## Job
Extract each line of the material that follows exactly and omit its pictures.

## Information provided
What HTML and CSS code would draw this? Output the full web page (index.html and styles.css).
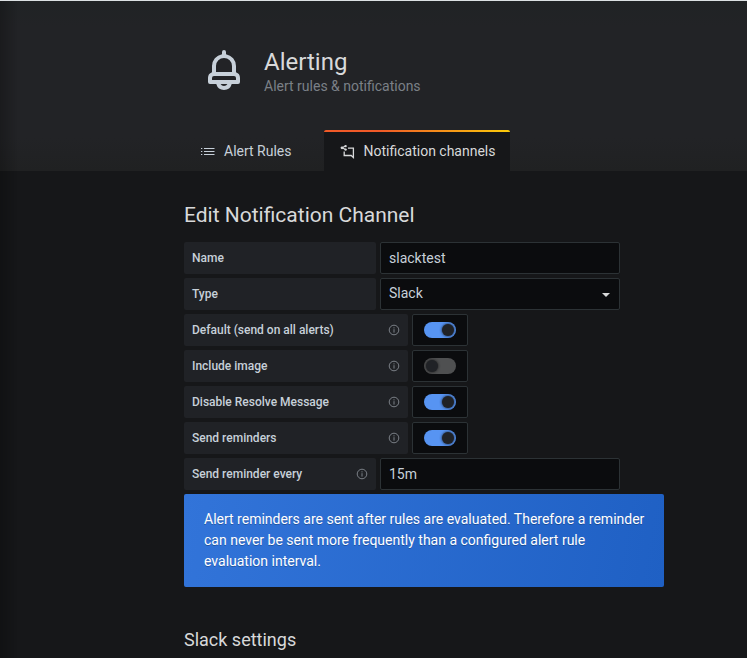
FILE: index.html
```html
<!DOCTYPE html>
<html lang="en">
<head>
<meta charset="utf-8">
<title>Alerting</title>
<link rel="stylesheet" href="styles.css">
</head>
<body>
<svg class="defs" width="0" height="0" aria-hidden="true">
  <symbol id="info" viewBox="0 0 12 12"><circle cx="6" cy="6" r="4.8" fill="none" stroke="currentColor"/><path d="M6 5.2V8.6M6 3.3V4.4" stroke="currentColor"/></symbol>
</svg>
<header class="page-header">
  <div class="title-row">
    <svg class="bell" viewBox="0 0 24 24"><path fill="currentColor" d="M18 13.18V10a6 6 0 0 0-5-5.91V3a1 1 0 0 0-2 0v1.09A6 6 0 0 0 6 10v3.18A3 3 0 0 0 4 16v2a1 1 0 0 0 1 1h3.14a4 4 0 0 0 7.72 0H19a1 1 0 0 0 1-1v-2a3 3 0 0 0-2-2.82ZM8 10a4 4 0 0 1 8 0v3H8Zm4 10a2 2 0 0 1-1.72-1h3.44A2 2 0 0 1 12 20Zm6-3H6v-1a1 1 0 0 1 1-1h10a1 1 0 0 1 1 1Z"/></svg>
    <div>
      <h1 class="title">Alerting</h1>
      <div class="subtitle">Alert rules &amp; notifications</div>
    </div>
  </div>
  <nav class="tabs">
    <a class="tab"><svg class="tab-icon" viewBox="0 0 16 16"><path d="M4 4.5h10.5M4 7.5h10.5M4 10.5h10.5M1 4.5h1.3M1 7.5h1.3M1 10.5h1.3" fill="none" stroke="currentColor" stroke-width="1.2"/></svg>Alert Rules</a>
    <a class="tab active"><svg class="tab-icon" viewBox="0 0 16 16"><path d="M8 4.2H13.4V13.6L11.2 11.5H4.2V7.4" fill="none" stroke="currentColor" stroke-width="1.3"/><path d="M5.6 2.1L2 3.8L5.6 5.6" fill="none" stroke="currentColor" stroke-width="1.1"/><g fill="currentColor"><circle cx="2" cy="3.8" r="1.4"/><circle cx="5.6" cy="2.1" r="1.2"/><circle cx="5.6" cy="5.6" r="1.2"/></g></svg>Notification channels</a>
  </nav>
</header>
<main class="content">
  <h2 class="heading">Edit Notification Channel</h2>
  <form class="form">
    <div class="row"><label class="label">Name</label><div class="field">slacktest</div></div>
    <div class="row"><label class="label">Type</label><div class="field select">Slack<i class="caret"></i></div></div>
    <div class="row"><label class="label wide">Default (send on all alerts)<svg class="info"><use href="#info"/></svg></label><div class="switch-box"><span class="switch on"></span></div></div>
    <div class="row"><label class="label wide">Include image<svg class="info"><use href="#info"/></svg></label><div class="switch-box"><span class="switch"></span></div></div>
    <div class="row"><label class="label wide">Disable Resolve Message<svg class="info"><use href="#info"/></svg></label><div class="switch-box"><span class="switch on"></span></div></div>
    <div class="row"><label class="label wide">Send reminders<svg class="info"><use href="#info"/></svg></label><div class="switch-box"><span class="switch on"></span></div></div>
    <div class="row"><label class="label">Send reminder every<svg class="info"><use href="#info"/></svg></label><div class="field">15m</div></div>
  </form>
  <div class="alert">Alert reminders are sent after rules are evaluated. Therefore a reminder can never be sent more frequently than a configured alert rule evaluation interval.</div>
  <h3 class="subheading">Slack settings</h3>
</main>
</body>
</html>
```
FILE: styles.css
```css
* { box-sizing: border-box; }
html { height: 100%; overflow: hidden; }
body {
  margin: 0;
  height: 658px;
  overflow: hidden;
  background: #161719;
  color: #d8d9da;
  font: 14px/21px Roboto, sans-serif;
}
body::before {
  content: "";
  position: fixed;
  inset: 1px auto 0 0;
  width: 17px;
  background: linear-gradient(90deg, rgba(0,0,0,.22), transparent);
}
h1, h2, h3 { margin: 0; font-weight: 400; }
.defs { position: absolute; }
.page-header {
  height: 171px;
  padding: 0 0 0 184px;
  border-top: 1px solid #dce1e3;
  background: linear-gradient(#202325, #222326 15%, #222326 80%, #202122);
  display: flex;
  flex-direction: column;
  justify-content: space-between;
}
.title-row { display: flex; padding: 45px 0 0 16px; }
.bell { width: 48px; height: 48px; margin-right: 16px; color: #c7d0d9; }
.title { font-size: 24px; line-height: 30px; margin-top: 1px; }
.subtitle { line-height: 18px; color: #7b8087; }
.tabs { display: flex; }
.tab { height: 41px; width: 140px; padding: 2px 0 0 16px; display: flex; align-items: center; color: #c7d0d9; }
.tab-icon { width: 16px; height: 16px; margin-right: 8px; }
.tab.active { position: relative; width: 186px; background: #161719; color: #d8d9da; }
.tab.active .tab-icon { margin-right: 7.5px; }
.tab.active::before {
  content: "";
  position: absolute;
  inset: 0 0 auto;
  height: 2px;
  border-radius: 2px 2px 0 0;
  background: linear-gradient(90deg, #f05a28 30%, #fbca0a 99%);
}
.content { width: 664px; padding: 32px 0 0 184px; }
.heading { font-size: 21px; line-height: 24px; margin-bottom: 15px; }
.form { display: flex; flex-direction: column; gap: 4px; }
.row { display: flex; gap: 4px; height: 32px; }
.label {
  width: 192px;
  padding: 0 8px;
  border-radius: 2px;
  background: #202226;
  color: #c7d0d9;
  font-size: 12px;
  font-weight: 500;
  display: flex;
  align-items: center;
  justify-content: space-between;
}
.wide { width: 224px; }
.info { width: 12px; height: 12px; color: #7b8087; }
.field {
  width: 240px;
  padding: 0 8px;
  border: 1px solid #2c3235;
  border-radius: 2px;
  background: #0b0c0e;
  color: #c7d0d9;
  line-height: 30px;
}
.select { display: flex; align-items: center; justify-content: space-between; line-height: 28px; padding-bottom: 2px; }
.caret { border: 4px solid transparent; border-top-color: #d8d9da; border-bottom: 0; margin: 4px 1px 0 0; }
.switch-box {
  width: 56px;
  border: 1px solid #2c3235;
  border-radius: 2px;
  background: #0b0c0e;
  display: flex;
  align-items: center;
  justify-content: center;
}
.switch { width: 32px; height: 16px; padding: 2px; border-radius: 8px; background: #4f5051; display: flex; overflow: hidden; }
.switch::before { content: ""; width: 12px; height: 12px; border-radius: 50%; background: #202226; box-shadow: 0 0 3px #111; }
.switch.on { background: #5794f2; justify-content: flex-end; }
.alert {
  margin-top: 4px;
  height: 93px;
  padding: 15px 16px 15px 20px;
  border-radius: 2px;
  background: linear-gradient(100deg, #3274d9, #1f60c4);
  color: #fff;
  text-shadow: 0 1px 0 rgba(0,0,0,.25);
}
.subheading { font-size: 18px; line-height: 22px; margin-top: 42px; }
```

## Written answer
What HTML and CSS code would draw this? Output the full web page (index.html and styles.css).
FILE: index.html
```html
<!DOCTYPE html>
<html lang="en">
<head>
<meta charset="utf-8">
<title>Alerting</title>
<link rel="stylesheet" href="styles.css">
</head>
<body>
<svg class="defs" width="0" height="0" aria-hidden="true">
  <symbol id="info" viewBox="0 0 12 12"><circle cx="6" cy="6" r="4.8" fill="none" stroke="currentColor"/><path d="M6 5.2V8.6M6 3.3V4.4" stroke="currentColor"/></symbol>
</svg>
<header class="page-header">
  <div class="title-row">
    <svg class="bell" viewBox="0 0 24 24"><path fill="currentColor" d="M18 13.18V10a6 6 0 0 0-5-5.91V3a1 1 0 0 0-2 0v1.09A6 6 0 0 0 6 10v3.18A3 3 0 0 0 4 16v2a1 1 0 0 0 1 1h3.14a4 4 0 0 0 7.72 0H19a1 1 0 0 0 1-1v-2a3 3 0 0 0-2-2.82ZM8 10a4 4 0 0 1 8 0v3H8Zm4 10a2 2 0 0 1-1.72-1h3.44A2 2 0 0 1 12 20Zm6-3H6v-1a1 1 0 0 1 1-1h10a1 1 0 0 1 1 1Z"/></svg>
    <div>
      <h1 class="title">Alerting</h1>
      <div class="subtitle">Alert rules &amp; notifications</div>
    </div>
  </div>
  <nav class="tabs">
    <a class="tab"><svg class="tab-icon" viewBox="0 0 16 16"><path d="M4 4.5h10.5M4 7.5h10.5M4 10.5h10.5M1 4.5h1.3M1 7.5h1.3M1 10.5h1.3" fill="none" stroke="currentColor" stroke-width="1.2"/></svg>Alert Rules</a>
    <a class="tab active"><svg class="tab-icon" viewBox="0 0 16 16"><path d="M8 4.2H13.4V13.6L11.2 11.5H4.2V7.4" fill="none" stroke="currentColor" stroke-width="1.3"/><path d="M5.6 2.1L2 3.8L5.6 5.6" fill="none" stroke="currentColor" stroke-width="1.1"/><g fill="currentColor"><circle cx="2" cy="3.8" r="1.4"/><circle cx="5.6" cy="2.1" r="1.2"/><circle cx="5.6" cy="5.6" r="1.2"/></g></svg>Notification channels</a>
  </nav>
</header>
<main class="content">
  <h2 class="heading">Edit Notification Channel</h2>
  <form class="form">
    <div class="row"><label class="label">Name</label><div class="field">slacktest</div></div>
    <div class="row"><label class="label">Type</label><div class="field select">Slack<i class="caret"></i></div></div>
    <div class="row"><label class="label wide">Default (send on all alerts)<svg class="info"><use href="#info"/></svg></label><div class="switch-box"><span class="switch on"></span></div></div>
    <div class="row"><label class="label wide">Include image<svg class="info"><use href="#info"/></svg></label><div class="switch-box"><span class="switch"></span></div></div>
    <div class="row"><label class="label wide">Disable Resolve Message<svg class="info"><use href="#info"/></svg></label><div class="switch-box"><span class="switch on"></span></div></div>
    <div class="row"><label class="label wide">Send reminders<svg class="info"><use href="#info"/></svg></label><div class="switch-box"><span class="switch on"></span></div></div>
    <div class="row"><label class="label">Send reminder every<svg class="info"><use href="#info"/></svg></label><div class="field">15m</div></div>
  </form>
  <div class="alert">Alert reminders are sent after rules are evaluated. Therefore a reminder can never be sent more frequently than a configured alert rule evaluation interval.</div>
  <h3 class="subheading">Slack settings</h3>
</main>
</body>
</html>
```
FILE: styles.css
```css
* { box-sizing: border-box; }
html { height: 100%; overflow: hidden; }
body {
  margin: 0;
  height: 658px;
  overflow: hidden;
  background: #161719;
  color: #d8d9da;
  font: 14px/21px Roboto, sans-serif;
}
body::before {
  content: "";
  position: fixed;
  inset: 1px auto 0 0;
  width: 17px;
  background: linear-gradient(90deg, rgba(0,0,0,.22), transparent);
}
h1, h2, h3 { margin: 0; font-weight: 400; }
.defs { position: absolute; }
.page-header {
  height: 171px;
  padding: 0 0 0 184px;
  border-top: 1px solid #dce1e3;
  background: linear-gradient(#202325, #222326 15%, #222326 80%, #202122);
  display: flex;
  flex-direction: column;
  justify-content: space-between;
}
.title-row { display: flex; padding: 45px 0 0 16px; }
.bell { width: 48px; height: 48px; margin-right: 16px; color: #c7d0d9; }
.title { font-size: 24px; line-height: 30px; margin-top: 1px; }
.subtitle { line-height: 18px; color: #7b8087; }
.tabs { display: flex; }
.tab { height: 41px; width: 140px; padding: 2px 0 0 16px; display: flex; align-items: center; color: #c7d0d9; }
.tab-icon { width: 16px; height: 16px; margin-right: 8px; }
.tab.active { position: relative; width: 186px; background: #161719; color: #d8d9da; }
.tab.active .tab-icon { margin-right: 7.5px; }
.tab.active::before {
  content: "";
  position: absolute;
  inset: 0 0 auto;
  height: 2px;
  border-radius: 2px 2px 0 0;
  background: linear-gradient(90deg, #f05a28 30%, #fbca0a 99%);
}
.content { width: 664px; padding: 32px 0 0 184px; }
.heading { font-size: 21px; line-height: 24px; margin-bottom: 15px; }
.form { display: flex; flex-direction: column; gap: 4px; }
.row { display: flex; gap: 4px; height: 32px; }
.label {
  width: 192px;
  padding: 0 8px;
  border-radius: 2px;
  background: #202226;
  color: #c7d0d9;
  font-size: 12px;
  font-weight: 500;
  display: flex;
  align-items: center;
  justify-content: space-between;
}
.wide { width: 224px; }
.info { width: 12px; height: 12px; color: #7b8087; }
.field {
  width: 240px;
  padding: 0 8px;
  border: 1px solid #2c3235;
  border-radius: 2px;
  background: #0b0c0e;
  color: #c7d0d9;
  line-height: 30px;
}
.select { display: flex; align-items: center; justify-content: space-between; line-height: 28px; padding-bottom: 2px; }
.caret { border: 4px solid transparent; border-top-color: #d8d9da; border-bottom: 0; margin: 4px 1px 0 0; }
.switch-box {
  width: 56px;
  border: 1px solid #2c3235;
  border-radius: 2px;
  background: #0b0c0e;
  display: flex;
  align-items: center;
  justify-content: center;
}
.switch { width: 32px; height: 16px; padding: 2px; border-radius: 8px; background: #4f5051; display: flex; overflow: hidden; }
.switch::before { content: ""; width: 12px; height: 12px; border-radius: 50%; background: #202226; box-shadow: 0 0 3px #111; }
.switch.on { background: #5794f2; justify-content: flex-end; }
.alert {
  margin-top: 4px;
  height: 93px;
  padding: 15px 16px 15px 20px;
  border-radius: 2px;
  background: linear-gradient(100deg, #3274d9, #1f60c4);
  color: #fff;
  text-shadow: 0 1px 0 rgba(0,0,0,.25);
}
.subheading { font-size: 18px; line-height: 22px; margin-top: 42px; }
```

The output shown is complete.